Question

A curve passes through the point (0, 5) and has the property that the slope of the curve at every point P is twice the y-coordinate of P. What is the equation of the curve? (Use x as the independent variable.)

Answer 1

f'(x) = 2x i believe

Answer 2

Amistre, after that can you look at my other question here please, http://openstudy.com/#/updates/4eaf2766e4b0cb917620b8a8

Answer 3

and it wants the initial condition of f(0)=5

Answer 4

It's not 2x :(

Answer 5

It just wants the equation of the curve. Does that mean mx+b form? or does that mean the function?

Answer 6

the ycoord of P is simply f(x) with any luck ... so i could be reading it a little off

Answer 7

a line is generally not a curve, but in some text they consider it a "curve"

Answer 8

f'(x) = 2 f(x) by chance?

Answer 9

Well the answer format is

y(x) = [ box ]

Answer 10

y(x) = x^2 + C ; when x=0, y = 5 such that C = 5

y(x) = x^2 + 5; and the slope is y'(x) = 2x

the slope at x=6 is 12 while the ycoord is 36 so yeah, that aint it

Answer 11

im thinking its y= e^2x but i gotta dbl chk my hunch

Answer 12

Not e^2x
:(

Answer 13

y = e^2x + C

y' = 2 e^2x fits

when x=0, y=5 means the C = 5

\[y = e^{2x} + 5\]
is what makes sense to me

Answer 14

^^not that either..

Hmm, this one is really tricky.

Answer 15

it is tricky, but that makes it better than algebra :)

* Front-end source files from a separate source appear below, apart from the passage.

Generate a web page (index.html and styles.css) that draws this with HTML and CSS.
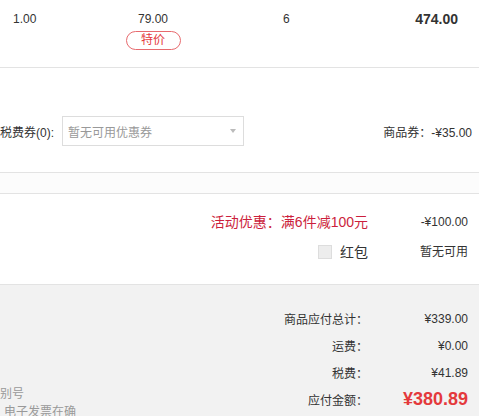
FILE: index.html
```html
<!DOCTYPE html>
<html lang="zh-CN">
<head>
<meta charset="UTF-8">
<meta name="viewport" content="width=device-width, initial-scale=1.0">
<title>订单结算</title>
<link rel="stylesheet" href="styles.css">
</head>
<body>

<div class="order">

    <!-- 商品行 -->
    <div class="item-row">
        <div class="cell cell-weight">1.00</div>
        <div class="cell cell-price">
            <div>79.00</div>
            <span class="tag">特价</span>
        </div>
        <div class="cell cell-qty">6</div>
        <div class="cell cell-sum">474.00</div>
    </div>

    <!-- 优惠券 -->
    <div class="coupon-row">
        <span class="coupon-label">税费券(0):</span>
        <div class="select">
            <span>暂无可用优惠券</span>
            <i class="caret"></i>
        </div>
        <span class="coupon-amount">商品券：-¥35.00</span>
    </div>

    <div class="spacer"></div>

    <!-- 活动 / 红包 -->
    <div class="promo">
        <div class="promo-label promo-red">活动优惠：满6件减100元</div>
        <div class="promo-val">-¥100.00</div>
        <div class="promo-label"><span class="check"></span><span class="hb">红包</span></div>
        <div class="promo-val">暂无可用</div>
    </div>

    <!-- 合计 -->
    <div class="summary">
        <div class="invoice">
            <div>别号</div>
            <div class="invoice-note">电子发票在确</div>
        </div>
        <div class="totals">
            <div class="t-label">商品应付总计：</div>
            <div class="t-val">¥339.00</div>
            <div class="t-label">运费：</div>
            <div class="t-val">¥0.00</div>
            <div class="t-label">税费：</div>
            <div class="t-val">¥41.89</div>
            <div class="t-label">应付金额：</div>
            <div class="t-val t-pay">¥380.89</div>
        </div>
    </div>

</div>

</body>
</html>
```

FILE: styles.css
```css
body { margin: 0; font-family: "Liberation Sans", "Noto Sans CJK SC", sans-serif; font-size: 12px; color: #333; background: #fff; }
.order { width: 479px; }

/* 商品行 */
.item-row {
    display: grid;
    grid-template-columns: 100px 106px 134px 1fr;
    height: 67px;
    border-bottom: 1px solid #e3e3e3;
}
.cell { padding-top: 10px; line-height: 18px; }
.cell-weight { padding-left: 13px; }
.cell-price { display: flex; flex-direction: column; align-items: center; }
.cell-qty { padding-left: 77px; }
.cell-sum { text-align: right; padding-right: 21px; font-size: 14px; font-weight: bold; }
.tag {
    margin-top: 3px;
    width: 53px;
    height: 17px;
    line-height: 17px;
    border: 1px solid #e76a6e;
    border-radius: 10px;
    color: #e4393c;
    font-size: 12px;
    text-align: center;
}

/* 优惠券 */
.coupon-row {
    display: flex;
    align-items: center;
    padding: 48px 7px 26px 0;
    border-bottom: 1px solid #e3e3e3;
}
.select {
    margin-left: 8px;
    width: 168px;
    height: 28px;
    padding: 0 7px 0 5px;
    border: 1px solid #ddd;
    display: flex;
    align-items: center;
    justify-content: space-between;
    color: #999;
}
.caret { width: 0; height: 0; border-left: 3px solid transparent; border-right: 3px solid transparent; border-top: 4px solid #bbb; }
.coupon-amount { margin-left: auto; }

.spacer { height: 20px; background: #fcfcfc; border-bottom: 1px solid #e3e3e3; }

/* 活动 / 红包 */
.promo {
    display: grid;
    grid-template-columns: 1fr 100px;
    row-gap: 10px;
    padding: 18px 11px 22px 0;
    line-height: 20px;
    border-bottom: 1px solid #e3e3e3;
}
.promo-label { text-align: right; font-size: 14px; display: flex; justify-content: flex-end; align-items: center; }
.promo-red { color: #cc1f3d; }
.promo-val { text-align: right; }
.check { width: 12px; height: 12px; border: 1px solid #ddd; background: #ededed; margin-right: 8px; }

/* 合计 */
.summary { display: flex; background: #f2f2f2; min-height: 140px; }
.invoice { flex: 1; padding-top: 100px; line-height: 18px; color: #999; }
.invoice-note { padding-left: 4px; }
.totals {
    width: 211px;
    display: grid;
    grid-template-columns: 1fr 100px;
    grid-auto-rows: 27px;
    align-items: center;
    padding: 20px 11px 0 0;
    align-content: start;
}
.t-label { text-align: right; }
.t-val { text-align: right; }
.t-pay { color: #e4393c; font-size: 18px; font-weight: bold; }
```
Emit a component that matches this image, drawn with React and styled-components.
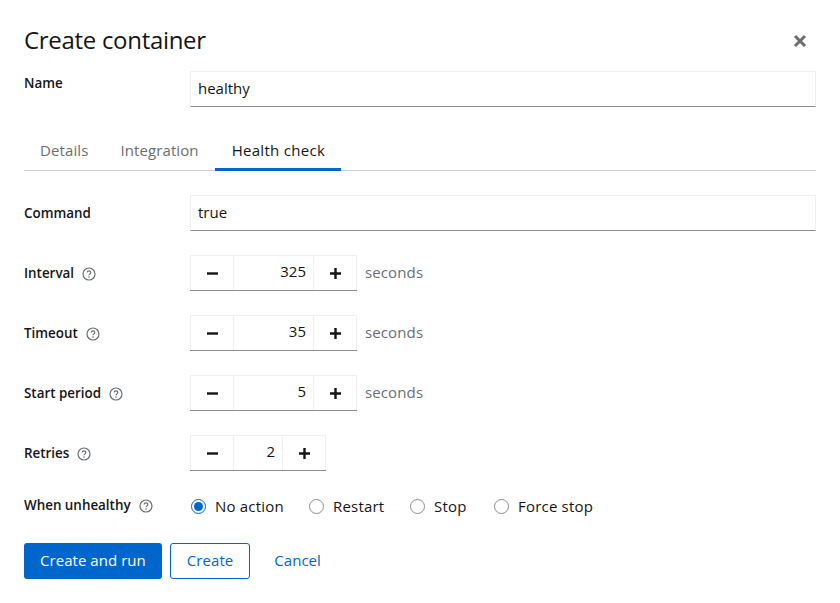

"slope of the curve at every point P is twice the y-coordinate of P"

the derivative at every x is 2f(x) is how i see it

f'(x) = 2 f(x)

f'(x)/f(x) = 2

ln(f(x)) = 2x+C

f(x) = e^(2x+C)

this might be getting close

Answer 16

when x=0; e^C = 5

C = ln(5)

f(x) = e^(2x) * e^(ln(5))

f(x) = e^(2x) * 5

f(x) = 5e^(2x)

that might be best

Answer 17

5e^2x was right.

Thanks, I think I see how you did it. I'll have to come back to it later and study what you did.